8.4  The Buyer shall be entitled to resell or use the Goods in the ordinary course of the Buyer’s business but shall account to the Seller for the proceeds of sale or otherwise of the Goods whether tangible or intangible including any insurance proceeds and until payment to the Seller shall hold the proceeds in a separate designated account and not mingled with other monies or paid into an overdrawn bank account such that the proceeds are identifiable at all times as the Seller’s money.

8.5  At any time before property passes and without liability to the Buyer the Seller may require the Buyer to deliver up the Goods to the Seller and in default of delivery up may forthwith enter any premises where the Goods are stored to repossess them.

8.6  The Seller may maintain an action against the Buyer in respect of any Goods notwithstanding that title in them has not passed to the Buyer.

9  Defects and Liability

9.1  Any claim by the Buyer based on any defect in the Goods or failure to correspond with specifications shall be notified to the Seller in writing within 14 days of the buyer signing for the delivery. If delivery is accepted and the aforesaid notice is not given the buyer shall not be entitled to reject the Goods and the Seller shall not be liable for any such defect/failure and the Buyer shall be liable to pay the price as if there were no defect/failure. Buyer must obtain written confirmation of the nature of the claim from the Seller.

9.2  Any claim by the buyer based on an assertion that the amount of Goods delivered is less than the amount ordered shall be notified in writing to the Seller by the buyer within 72 hours of the signature by the buyer of the delivery note.  If delivery is accepted and the aforesaid notice is not given the buyer shall not be entitled to reject the Goods and the Seller shall not be liable for any shortfall and the Buyer shall be liable to pay the price as if there were no such shortfall.  It shall in all cases be the responsibility of the buyer to check the accuracy of the delivery tendered and no claim arising from the buyer’s failure to do so will be accepted by the Seller. Buyer must obtain written confirmation of the nature of the claim from the Seller.

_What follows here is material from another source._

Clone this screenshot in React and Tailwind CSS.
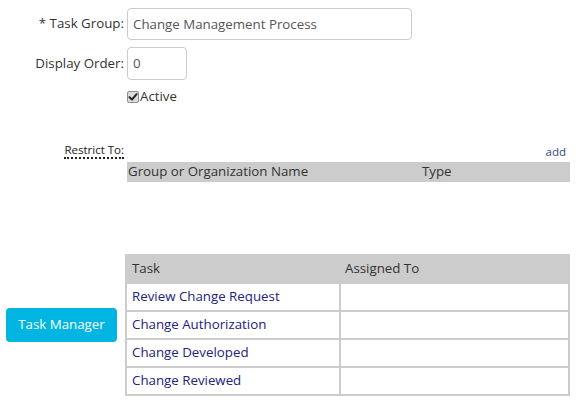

9.3  Where any valid claim/refusal of delivery is properly notified to the Seller on the basis of defective Goods/Goods which do not accord with their specification the Seller shall be entitled at its discretion to either replace the Goods (or the defective part of them) at no cost to the Buyer or to refund such part of the price as represents the defective portion of the Goods but the Seller shall otherwise have no further liability to the Buyer.

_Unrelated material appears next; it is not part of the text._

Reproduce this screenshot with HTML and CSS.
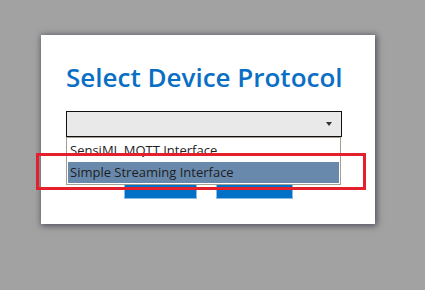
FILE: index.html
```html
<!DOCTYPE html>
<html>
<head>
<meta charset="utf-8">
<link rel="stylesheet" href="styles.css">
</head>
<body>
<div class="dialog">
  <h1 class="title">Select Device Protocol</h1>
  <div class="field">
    <div class="select"><span class="arrow"></span></div>
    <ul class="listbox">
      <li class="option">SensiML MQTT Interface</li>
      <li class="option selected">Simple Streaming Interface</li>
    </ul>
  </div>
  <div class="buttons">
    <button class="btn btn-ok">Select</button>
    <button class="btn btn-cancel">Cancel</button>
  </div>
</div>
<div class="highlight-box"></div>
</body>
</html>
```
FILE: styles.css
```css
html, body {
  margin: 0;
  padding: 0;
}
body {
  background: #a2a2a2;
  width: 425px;
  height: 290px;
  overflow: hidden;
  position: relative;
  font-family: "Open Sans", "Noto Sans", sans-serif;
}
.dialog {
  margin: 35px 0 0 41px;
  width: 334px;
  height: 189px;
  background: #ffffff;
  box-shadow: 1px 1px 6px 1px rgba(40, 40, 60, 0.65);
  box-sizing: border-box;
  padding: 24px 0 0 25px;
}
.title {
  margin: 0;
  font-size: 26px;
  font-weight: 600;
  line-height: 36px;
  color: #0a6fc4;
  white-space: nowrap;
}
.field {
  position: relative;
  margin-top: 16px;
  width: 276px;
}
.select {
  height: 26px;
  box-sizing: border-box;
  border: 1px solid #111;
  background: #e9e9e9;
  position: relative;
}
.arrow {
  position: absolute;
  right: 9px;
  top: 10px;
  width: 0;
  height: 0;
  border-left: 3.5px solid transparent;
  border-right: 3.5px solid transparent;
  border-top: 4px solid #333;
}
.listbox {
  position: absolute;
  left: 0;
  top: 26px;
  width: 275px;
  height: 48px;
  margin: 0;
  padding: 1px;
  box-sizing: border-box;
  list-style: none;
  background: #fff;
  border: 1px solid #a39d92;
  z-index: 2;
}
.option {
  height: 22px;
  line-height: 22px;
  font-size: 13px;
  color: #1e1e1e;
  padding-left: 2px;
  white-space: nowrap;
}
.option:first-child {
  height: 23px;
  line-height: 22px;
}
.option.selected {
  background: #6889ac;
  height: 21px;
  line-height: 21px;
}
.buttons {
  display: flex;
  justify-content: center;
  gap: 19px;
  margin-top: 32px;
  padding-right: 25px;
}
.btn {
  height: 30px;
  border: 1px solid #8cbbe6;
  background: #0071c6;
  color: #fff;
  font-family: "Open Sans", sans-serif;
  font-size: 13px;
  line-height: 20px;
  padding: 0 0 8px 0;
  display: flex;
  align-items: flex-start;
  justify-content: center;
}
.btn-ok { width: 73px; }
.btn-cancel { width: 77px; }
.highlight-box {
  position: absolute;
  left: 36px;
  top: 153px;
  width: 330px;
  height: 37px;
  box-sizing: border-box;
  border: 3px solid #e3202c;
  z-index: 3;
}
```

9.4  The Seller shall not be liable to the Buyer in respect of any delay in performance of the Seller’s obligations in so far as the delay is outside the Seller’s control.  Matters outside the Seller’s control shall include but are not limited to: Act of God, explosion, flood or tempest; force majeure; trade embargoes; strikes; equipment breakdowns.

10   Buyer’s Insolvency

The Seller shall be entitled to cancel the Contract or suspend further deliveries under the Contract without liability to the Buyer and the Catalogue Price shall become payable immediately in respect of any Goods already delivered (notwithstanding any previous agreement or arrangement to the contrary) if the Buyer:

10.1.1    Makes any voluntary arrangement with its creditors or becomes subject to an administration order or becomes bankrupt or (if a company) goes into liquidation (otherwise than for the purposes of amalgamation or reconstruction); or

10.1.2    An encumbrancer takes possession or a receiver is appointed of any of the assets of the Buyer; or

10.1.3    The Buyer ceases or threatens to cease to carry on in business; or

10.1.4    The Seller reasonably apprehends that one of the events mentioned in the foregoing subparagraphs is about to occur and notifies the Buyer accordingly.

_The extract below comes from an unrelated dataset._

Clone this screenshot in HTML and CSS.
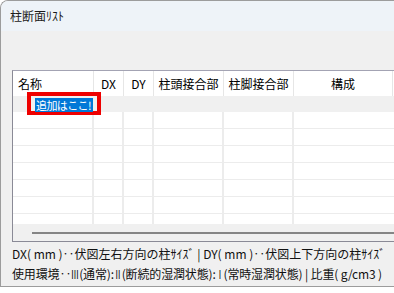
FILE: index.html
```html
<!DOCTYPE html>
<html lang="ja">
<head>
<meta charset="utf-8">
<link rel="stylesheet" href="styles.css">
</head>
<body>
<div class="window">
  <div class="titlebar">柱断面ﾘｽﾄ</div>
  <div class="content">
    <div class="grid">
      <div class="row head">
        <div class="c c1 left">名称</div>
        <div class="c c2">DX</div>
        <div class="c c3">DY</div>
        <div class="c c4">柱頭接合部</div>
        <div class="c c5">柱脚接合部</div>
        <div class="c c6">構成</div>
      </div>
      <div class="row newrow"></div>
      <div class="row data"><div class="c c1"></div><div class="c c2"></div><div class="c c3"></div><div class="c c4"></div><div class="c c5"></div><div class="c c6"></div></div>
      <div class="row data"><div class="c c1"></div><div class="c c2"></div><div class="c c3"></div><div class="c c4"></div><div class="c c5"></div><div class="c c6"></div></div>
      <div class="row data"><div class="c c1"></div><div class="c c2"></div><div class="c c3"></div><div class="c c4"></div><div class="c c5"></div><div class="c c6"></div></div>
      <div class="row data"><div class="c c1"></div><div class="c c2"></div><div class="c c3"></div><div class="c c4"></div><div class="c c5"></div><div class="c c6"></div></div>
      <div class="row data"><div class="c c1"></div><div class="c c2"></div><div class="c c3"></div><div class="c c4"></div><div class="c c5"></div><div class="c c6"></div></div>
      <div class="row data"><div class="c c1"></div><div class="c c2"></div><div class="c c3"></div><div class="c c4"></div><div class="c c5"></div><div class="c c6"></div></div>
      <div class="row data last"><div class="c c1"></div><div class="c c2"></div><div class="c c3"></div><div class="c c4"></div><div class="c c5"></div><div class="c c6"></div></div>
      <div class="hscroll"><div class="thumb"></div></div>
      <div class="callout"><span class="sel">追加はここ!</span></div>
    </div>
    <div class="notes">
      <div class="note">DX( mm )‥伏図左右方向の柱ｻｲｽﾞ | DY( mm )‥伏図上下方向の柱ｻｲｽﾞ</div>
      <div class="note tight">使用環境‥<span class="rn">Ⅲ</span>(通常):<span class="rn">Ⅱ</span>(断続的湿潤状態):<span class="rn">Ⅰ</span>(常時湿潤状態) | 比重( g/cm3 )</div>
    </div>
  </div>
</div>
</body>
</html>
```
FILE: styles.css
```css
html, body {
  margin: 0;
  padding: 0;
  background: #ffffff;
  overflow: hidden;
}
body {
  font-family: "Noto Sans CJK JP", "Noto Sans", sans-serif;
  font-size: 12px;
  color: #000;
}
.window {
  width: 420px;
  height: 287px;
  border: 1px solid #9c9c9c;
  border-right: none;
  border-radius: 8px 0 0 0;
  background: #f0f0f0;
  overflow: hidden;
  box-sizing: border-box;
}
.titlebar {
  height: 30px;
  background: #eef3f8;
  padding-left: 9px;
  line-height: 29px;
  font-size: 12px;
  color: #1a1a1a;
}
.content {
  padding: 39px 0 0 11px;
}
.grid {
  position: relative;
  width: 400px;
  border: 1px solid #8a8a96;
  border-right: none;
  border-top-color: #a3a3b3;
  background: #ffffff;
}
.row {
  display: flex;
}
.c {
  box-sizing: border-box;
  flex: none;
  border-right: 1px solid #e6e6e6;
}
.c1 { width: 81px; }
.c2 { width: 30px; }
.c3 { width: 30px; }
.c4 { width: 70px; }
.c5 { width: 70px; }
.c6 { width: 99px; }
.head {
  height: 25px;
  line-height: 25px;
  background: #fff;
}
.head .c {
  text-align: center;
  white-space: nowrap;
}
.head .left {
  text-align: left;
  padding-left: 5px;
}
.newrow {
  height: 16px;
  background: #f0f0f0;
}
.data {
  height: 17px;
}
.data .c {
  border-bottom: 1px solid #ececec;
  border-right: 2px solid #ececec;
}
.data .c6 { width: 119px; }
.data.last {
  height: 10px;
}
.data.last .c { border-bottom: none; }
.hscroll {
  height: 17px;
  background: #f0f0f0;
  padding: 8px 0 0 19px;
  box-sizing: border-box;
}
.thumb {
  height: 2px;
  background: #858585;
}
.callout {
  position: absolute;
  left: 14px;
  top: 21px;
  width: 74px;
  height: 23px;
  box-sizing: border-box;
  border: 4px solid #ee0000;
  padding: 2px 0 0 4px;
}
.sel {
  display: block;
  width: 58px;
  height: 14px;
  line-height: 14px;
  padding-left: 1px;
  box-sizing: border-box;
  background: #0078d7;
  color: #ffffff;
  font-size: 11px;
  letter-spacing: -0.6px;
  white-space: nowrap;
  overflow: hidden;
}
.notes {
  padding: 1px 0 0 0;
}
.note {
  height: 22px;
  line-height: 22px;
  white-space: nowrap;
  color: #111;
}
.note.tight {
  height: 20px;
  line-height: 18px;
  letter-spacing: -0.15px;
}
.rn {
  display: inline-block;
  transform: scaleX(0.7);
  margin: 0 -2px;
}
```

11          Use of Personal Information

11.1       For the purpose of administering and operating the Buyers account (including setting any credit limit and other account charges) and making any credit decisions about the Buyer or others the Buyer agrees that the Seller may:

11.1.1    In connection with any agreement between the Seller and the Buyer hold and process by computer any information the Seller obtains about or from the Buyer;

11.1.2    Obtain information about the Buyer from other organizations (including credit reference agencies);

11.1.3    Use any information about the buyer and disclose and transfer that information to agents and subcontractors of the Seller wherever situated for any of the reasons mentioned above (the Seller remaining responsible at all times for ensuring the secure holding of any such information):

11.1.3.1  To analyse the data to form a view about the Buyer’s preferences so as to identify other goods and services that the Seller or other organisations offer that may be of interest to the Buyer;

11.1.3.2  To compile a contact database for the use of the Seller and other organizations for the purpose of offering those goods and services to the Buyer.

11.2       If you do not wish to receive such offers please email Bishopsound.com

12   General

12.1       Any notice required or permitted to be given by either party to the other shall be in writing addressed to the other party at its home address (being an individual or firm) or (being a firm or company) at its registered office or principal place of business or such other address as shall then have been notified to the other party, each party being obliged to advise the other of any change of address in writing within 7 days of any such change.

12.2       No waiver by the Seller of any breach of contract by the Buyer shall act as a waiver of any subsequent breach of the same or any other provision.

12.3       If any provision of these conditions is held by any competent authority to be invalid or unenforceable in whole or in part the validity of the other conditions and the remainder of the condition in question shall not be affected thereby.

12.4       All dealings between the Buyer and Seller shall be governed by English law and both agree to submit to the jurisdiction of the English courts in all matters.

12.5       The Seller’s agent shall have no authority to bind the Seller to any variation to the Payment Date or to any Discount or other discount and any such matters shall be subject to ratification by the Seller’s management.